>> BEGIN MATERIAL TO PROCESS

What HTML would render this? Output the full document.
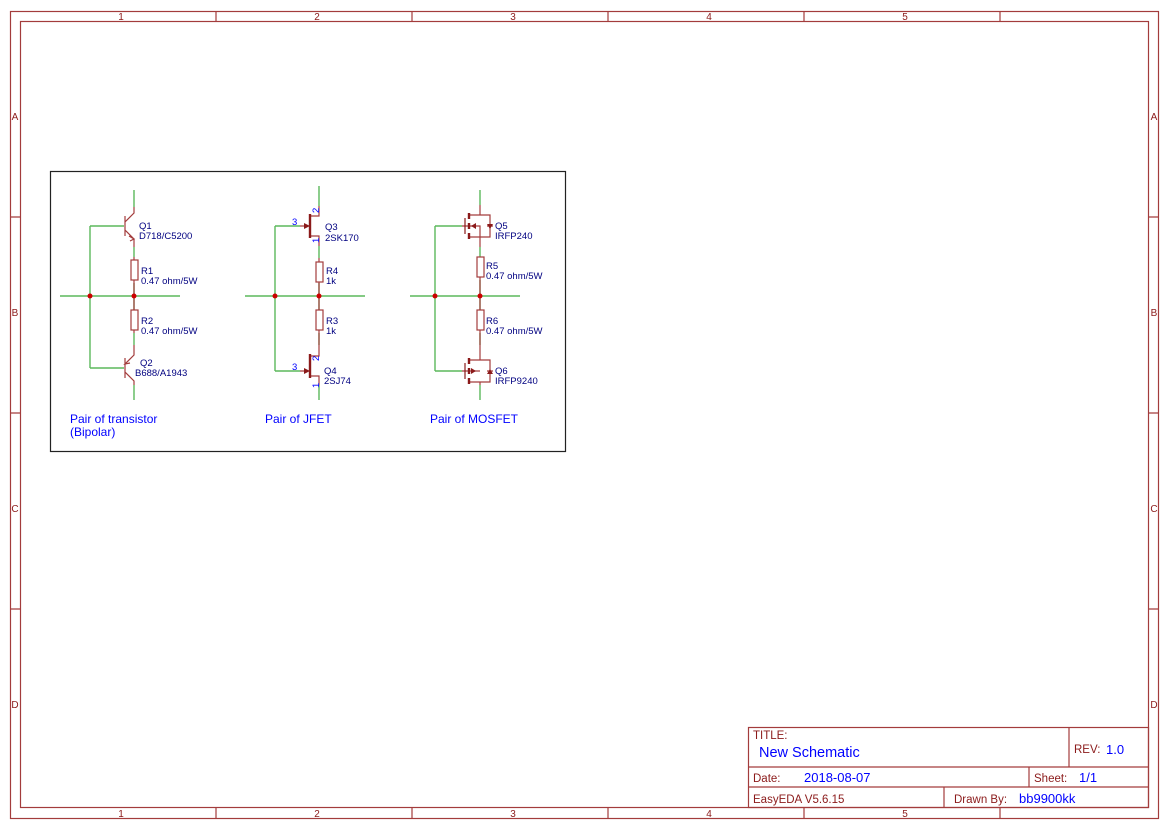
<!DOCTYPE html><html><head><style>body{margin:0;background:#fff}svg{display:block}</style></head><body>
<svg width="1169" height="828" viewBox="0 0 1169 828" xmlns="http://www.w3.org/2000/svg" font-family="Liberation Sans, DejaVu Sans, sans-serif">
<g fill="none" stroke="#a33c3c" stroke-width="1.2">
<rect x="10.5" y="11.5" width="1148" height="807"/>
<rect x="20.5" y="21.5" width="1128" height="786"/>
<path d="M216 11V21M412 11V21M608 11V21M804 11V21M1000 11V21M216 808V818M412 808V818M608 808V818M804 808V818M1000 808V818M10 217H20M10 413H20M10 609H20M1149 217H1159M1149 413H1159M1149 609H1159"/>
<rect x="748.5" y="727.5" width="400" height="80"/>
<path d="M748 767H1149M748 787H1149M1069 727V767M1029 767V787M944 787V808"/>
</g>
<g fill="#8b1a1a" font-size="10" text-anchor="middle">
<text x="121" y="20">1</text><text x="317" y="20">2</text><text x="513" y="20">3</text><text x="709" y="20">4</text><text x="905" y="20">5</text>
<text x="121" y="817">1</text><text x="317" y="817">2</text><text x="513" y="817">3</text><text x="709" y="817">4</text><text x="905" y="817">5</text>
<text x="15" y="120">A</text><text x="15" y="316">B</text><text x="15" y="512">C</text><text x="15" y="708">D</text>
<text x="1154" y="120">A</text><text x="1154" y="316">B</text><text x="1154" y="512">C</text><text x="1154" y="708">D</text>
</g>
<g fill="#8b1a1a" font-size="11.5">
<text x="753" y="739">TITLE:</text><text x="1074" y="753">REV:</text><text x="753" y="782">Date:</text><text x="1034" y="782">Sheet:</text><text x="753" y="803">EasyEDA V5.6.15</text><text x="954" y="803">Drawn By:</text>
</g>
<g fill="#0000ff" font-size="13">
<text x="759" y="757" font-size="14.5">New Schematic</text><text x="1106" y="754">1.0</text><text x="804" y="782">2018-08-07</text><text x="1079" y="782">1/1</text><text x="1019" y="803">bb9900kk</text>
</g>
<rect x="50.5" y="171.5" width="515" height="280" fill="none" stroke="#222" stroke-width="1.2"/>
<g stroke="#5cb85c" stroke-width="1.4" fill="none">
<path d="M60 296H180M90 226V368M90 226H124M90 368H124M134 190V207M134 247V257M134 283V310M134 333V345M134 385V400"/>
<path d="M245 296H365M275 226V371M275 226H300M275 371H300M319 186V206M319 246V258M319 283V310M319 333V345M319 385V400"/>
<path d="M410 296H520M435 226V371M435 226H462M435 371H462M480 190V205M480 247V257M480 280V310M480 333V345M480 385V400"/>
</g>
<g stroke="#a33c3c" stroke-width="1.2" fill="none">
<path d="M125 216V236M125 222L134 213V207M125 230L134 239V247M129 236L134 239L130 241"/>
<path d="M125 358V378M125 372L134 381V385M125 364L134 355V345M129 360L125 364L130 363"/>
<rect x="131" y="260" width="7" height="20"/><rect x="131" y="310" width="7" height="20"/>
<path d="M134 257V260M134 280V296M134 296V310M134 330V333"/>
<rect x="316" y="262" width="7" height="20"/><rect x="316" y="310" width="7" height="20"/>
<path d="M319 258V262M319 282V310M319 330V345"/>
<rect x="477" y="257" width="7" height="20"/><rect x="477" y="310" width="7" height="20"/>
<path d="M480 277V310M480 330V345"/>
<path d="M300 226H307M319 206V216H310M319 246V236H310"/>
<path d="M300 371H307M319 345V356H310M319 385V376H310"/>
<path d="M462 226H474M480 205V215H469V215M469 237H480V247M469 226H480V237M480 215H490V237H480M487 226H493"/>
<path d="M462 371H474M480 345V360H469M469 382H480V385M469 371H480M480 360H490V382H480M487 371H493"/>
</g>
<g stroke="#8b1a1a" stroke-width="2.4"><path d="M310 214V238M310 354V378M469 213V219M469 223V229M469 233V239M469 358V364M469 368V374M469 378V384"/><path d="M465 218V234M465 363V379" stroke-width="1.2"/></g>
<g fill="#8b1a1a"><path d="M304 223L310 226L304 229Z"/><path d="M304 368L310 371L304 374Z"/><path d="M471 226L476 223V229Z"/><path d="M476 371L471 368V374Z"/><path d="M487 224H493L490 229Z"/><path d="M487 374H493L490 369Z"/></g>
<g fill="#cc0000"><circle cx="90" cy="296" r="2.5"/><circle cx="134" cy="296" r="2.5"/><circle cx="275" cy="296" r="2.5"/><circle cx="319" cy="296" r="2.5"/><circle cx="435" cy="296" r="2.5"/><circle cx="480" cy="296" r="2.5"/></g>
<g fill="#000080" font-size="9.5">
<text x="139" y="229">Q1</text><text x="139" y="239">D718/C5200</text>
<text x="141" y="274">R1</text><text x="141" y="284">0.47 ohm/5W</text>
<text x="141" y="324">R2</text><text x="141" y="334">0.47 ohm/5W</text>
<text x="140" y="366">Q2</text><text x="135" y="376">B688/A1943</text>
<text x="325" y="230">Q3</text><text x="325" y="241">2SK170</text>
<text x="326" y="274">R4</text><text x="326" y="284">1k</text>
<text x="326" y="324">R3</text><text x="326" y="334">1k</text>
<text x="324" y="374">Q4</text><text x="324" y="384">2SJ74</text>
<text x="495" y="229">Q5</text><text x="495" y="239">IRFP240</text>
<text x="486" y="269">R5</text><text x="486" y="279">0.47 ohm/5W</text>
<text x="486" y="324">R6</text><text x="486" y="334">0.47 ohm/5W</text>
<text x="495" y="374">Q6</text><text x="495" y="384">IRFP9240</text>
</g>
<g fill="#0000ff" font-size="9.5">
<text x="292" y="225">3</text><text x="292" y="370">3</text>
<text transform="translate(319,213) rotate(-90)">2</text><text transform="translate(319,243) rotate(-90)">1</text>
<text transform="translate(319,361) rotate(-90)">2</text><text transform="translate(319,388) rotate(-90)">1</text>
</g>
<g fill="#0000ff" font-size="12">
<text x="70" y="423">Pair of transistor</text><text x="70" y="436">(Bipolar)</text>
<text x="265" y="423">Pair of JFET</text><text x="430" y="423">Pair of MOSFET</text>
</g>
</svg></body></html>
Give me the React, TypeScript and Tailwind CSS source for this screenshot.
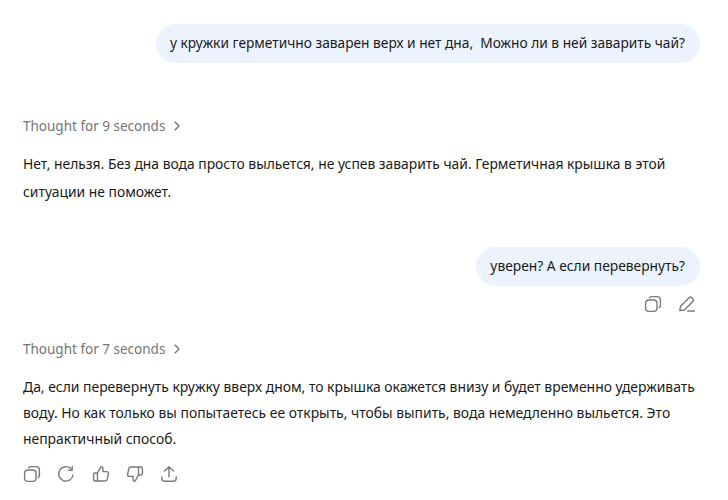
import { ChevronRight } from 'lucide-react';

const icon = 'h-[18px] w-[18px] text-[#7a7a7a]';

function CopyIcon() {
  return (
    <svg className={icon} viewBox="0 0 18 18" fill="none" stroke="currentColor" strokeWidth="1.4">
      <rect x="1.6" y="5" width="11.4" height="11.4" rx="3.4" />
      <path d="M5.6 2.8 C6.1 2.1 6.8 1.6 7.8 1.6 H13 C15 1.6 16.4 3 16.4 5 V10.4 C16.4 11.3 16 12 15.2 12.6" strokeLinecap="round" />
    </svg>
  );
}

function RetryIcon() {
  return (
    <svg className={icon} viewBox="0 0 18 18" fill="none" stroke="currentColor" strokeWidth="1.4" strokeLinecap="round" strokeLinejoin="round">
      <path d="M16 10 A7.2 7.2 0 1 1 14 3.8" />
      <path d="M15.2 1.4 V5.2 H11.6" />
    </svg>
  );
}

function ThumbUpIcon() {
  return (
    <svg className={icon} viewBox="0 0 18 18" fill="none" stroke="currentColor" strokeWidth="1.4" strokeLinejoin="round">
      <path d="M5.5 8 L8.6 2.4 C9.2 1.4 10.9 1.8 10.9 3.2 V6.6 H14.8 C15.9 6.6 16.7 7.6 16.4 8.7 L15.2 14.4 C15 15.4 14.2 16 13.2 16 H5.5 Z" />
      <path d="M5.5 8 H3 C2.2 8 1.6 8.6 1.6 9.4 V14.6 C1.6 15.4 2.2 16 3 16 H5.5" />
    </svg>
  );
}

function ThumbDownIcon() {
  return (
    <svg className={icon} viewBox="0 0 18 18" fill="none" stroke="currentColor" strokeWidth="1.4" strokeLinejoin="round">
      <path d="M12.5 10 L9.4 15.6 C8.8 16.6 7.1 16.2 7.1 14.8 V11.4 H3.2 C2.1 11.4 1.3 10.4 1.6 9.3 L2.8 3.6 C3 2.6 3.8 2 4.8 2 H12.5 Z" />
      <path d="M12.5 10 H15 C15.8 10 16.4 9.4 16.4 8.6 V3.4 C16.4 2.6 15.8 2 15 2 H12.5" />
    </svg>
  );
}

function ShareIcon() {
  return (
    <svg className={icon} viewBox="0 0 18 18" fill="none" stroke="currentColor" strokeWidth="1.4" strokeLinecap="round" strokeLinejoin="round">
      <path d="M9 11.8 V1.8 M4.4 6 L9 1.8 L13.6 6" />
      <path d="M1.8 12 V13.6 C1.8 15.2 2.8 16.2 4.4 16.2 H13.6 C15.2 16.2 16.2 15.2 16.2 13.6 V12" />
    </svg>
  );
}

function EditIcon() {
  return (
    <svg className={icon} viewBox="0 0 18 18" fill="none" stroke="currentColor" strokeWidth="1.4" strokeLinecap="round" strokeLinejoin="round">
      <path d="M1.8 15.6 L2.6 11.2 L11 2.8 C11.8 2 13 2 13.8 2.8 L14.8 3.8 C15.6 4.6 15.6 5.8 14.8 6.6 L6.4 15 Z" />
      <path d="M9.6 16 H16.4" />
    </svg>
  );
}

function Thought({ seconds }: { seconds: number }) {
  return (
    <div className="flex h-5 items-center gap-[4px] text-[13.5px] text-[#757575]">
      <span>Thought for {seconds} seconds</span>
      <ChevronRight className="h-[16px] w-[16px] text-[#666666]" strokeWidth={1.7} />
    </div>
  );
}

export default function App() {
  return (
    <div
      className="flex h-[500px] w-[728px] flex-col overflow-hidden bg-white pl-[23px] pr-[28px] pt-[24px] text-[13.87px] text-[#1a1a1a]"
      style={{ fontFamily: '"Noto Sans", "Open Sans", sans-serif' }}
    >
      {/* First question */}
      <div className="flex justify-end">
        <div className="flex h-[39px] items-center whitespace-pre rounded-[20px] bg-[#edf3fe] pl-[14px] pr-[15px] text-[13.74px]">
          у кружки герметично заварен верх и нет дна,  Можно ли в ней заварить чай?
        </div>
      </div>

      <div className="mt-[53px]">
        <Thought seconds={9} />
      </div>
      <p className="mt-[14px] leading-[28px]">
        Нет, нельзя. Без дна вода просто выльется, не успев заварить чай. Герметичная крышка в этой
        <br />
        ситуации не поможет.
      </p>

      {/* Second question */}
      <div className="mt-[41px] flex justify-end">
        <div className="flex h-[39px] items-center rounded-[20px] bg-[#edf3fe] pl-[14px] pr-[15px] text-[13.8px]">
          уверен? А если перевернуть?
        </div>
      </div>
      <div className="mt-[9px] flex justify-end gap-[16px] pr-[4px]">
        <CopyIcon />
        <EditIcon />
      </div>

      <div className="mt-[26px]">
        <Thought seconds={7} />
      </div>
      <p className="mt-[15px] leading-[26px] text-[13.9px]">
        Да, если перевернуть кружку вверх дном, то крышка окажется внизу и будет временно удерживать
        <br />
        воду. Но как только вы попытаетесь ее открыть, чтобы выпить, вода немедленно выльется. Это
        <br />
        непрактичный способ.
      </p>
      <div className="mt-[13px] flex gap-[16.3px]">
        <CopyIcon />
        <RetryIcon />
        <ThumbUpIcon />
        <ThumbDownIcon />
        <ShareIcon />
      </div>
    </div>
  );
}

>> END MATERIAL TO PROCESS

* EXERCISE
Without the pictures, give again exactly the lines above starting at the line containing "Give me the" and ending at the line containing "const icon = 'h-[18px]".

* WRITTEN REPLY
Give me the React, TypeScript and Tailwind CSS source for this screenshot.
import { ChevronRight } from 'lucide-react';

const icon = 'h-[18px] w-[18px] text-[#7a7a7a]';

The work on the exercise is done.